//Spring Campaign Analogies: Grassroots & Grasstops
grassroots

Spring Campaign Analogies: Grassroots & Grasstops

We’re all familiar with the concept of Grassroots campaigns in public relations. Recently, I also heard about a “grasstops” campaign, which is analogous to what I have referred to often in this column as opinion leader relationship building. Even though we won’t see our lawns for some time to come this spring, I thought it would be valuable to make continued analogy between lawn management and your public relations efforts. It might just help us to mentally prepare for the real Spring to come.

Tending to the grass roots

In the beginning of the season, as in the beginning of a communications campaign, we need to fertilize the masses. Getting out the bag of Scotts turf builder in the spring, we know the grass roots all need fertilizer to better come back from the effects of a long winter. It is also a time to specifically address weeds. Similarly, we need to broadcast what our campaign is all about. We do that through press releases, newsletters and other one-way communications tools to reach lots of people we need to reach. This food for thought should fertilize the grass roots and help folks see and understand the value of what your organization has to offer. And, you have to be careful not to over fertilize. Too much of a good fertilizer tends to burn the plant and loose your audience. You do that through “fluff” and hyperbole. Generally speaking, over-stating or just plain exaggerating will do more harm than good. As artist Van Gogh said, “we need to exaggerate the essential, but leave the obvious vague.” Besides, the over use of fertilizer in public relations campaigns historically has lead to bad reputations for the profession as a whole?

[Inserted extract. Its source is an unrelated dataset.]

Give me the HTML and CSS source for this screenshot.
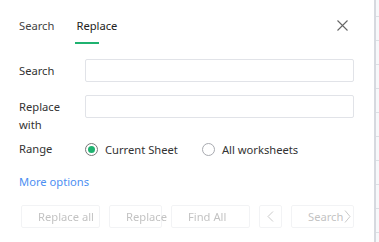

And what about weed control? Unlike lawn control, we have come to learn that outright elimination of weeds to our communication efforts is nearly impossible, if not illegal. Much as we would like to eliminate those unsightly and uncomfortable individuals who muck up our otherwise perfect lawn—you can’t. And, you probably shouldn’t. After all, even dandelions are good to eat if you dig them before they go to flower. Instead, we should keep our enemies, our detractors, at “arms-length”. You want/need to know what people are saying about in order to adjust your strategies appropriately. In my research, some of the best information forthcoming to help the campaign came from interviews with people who were against what was being proposed. Know where your dandelions and crabgrass grow and systematically work to understand them.

Tending to the grass tops

Similarly, we know that we need to carefully maintain the grass tops in order to prevent the plants from going to seed or conversely burning up in the intense summer sun. The grass tops in communications come in two forms: opinion leaders and power leaders. Opinion leaders are those who every one else turns to when they speak about our particularly topic of interest (your campaign). Power leaders are those who are kept in power by true opinion leaders. Maybe this analogy is best witnessed by the annual rights of spring witnessed by our very Legislature. This time of year the power leader Legislators are all making significant decisions that affect our rules, regulations, programs and our pocket books. If you look closely at this activity, you will see that all Legislators are being helped by all sorts of opinion leaders and their lobbyist aides in making those decisions. And it is amazing how few people are involved in the making of this front lawn. It is also true that if this process is left out of public scrutiny, it can grow out of control—go to seed. On the reverse, if we try to control the process to tightly, we can ruin the roots of our democracy and ruin the plant in the process. We can all remember situations where both have happened.

So, as Spring nears (I have never seen a dandelion on March 21, have you?), let us get out our turf builder, watering cans and lawn mower management campaigns and prepare for a healthy front lawn. And, don’t let a few weeds spoil your otherwise perfect communications campaign.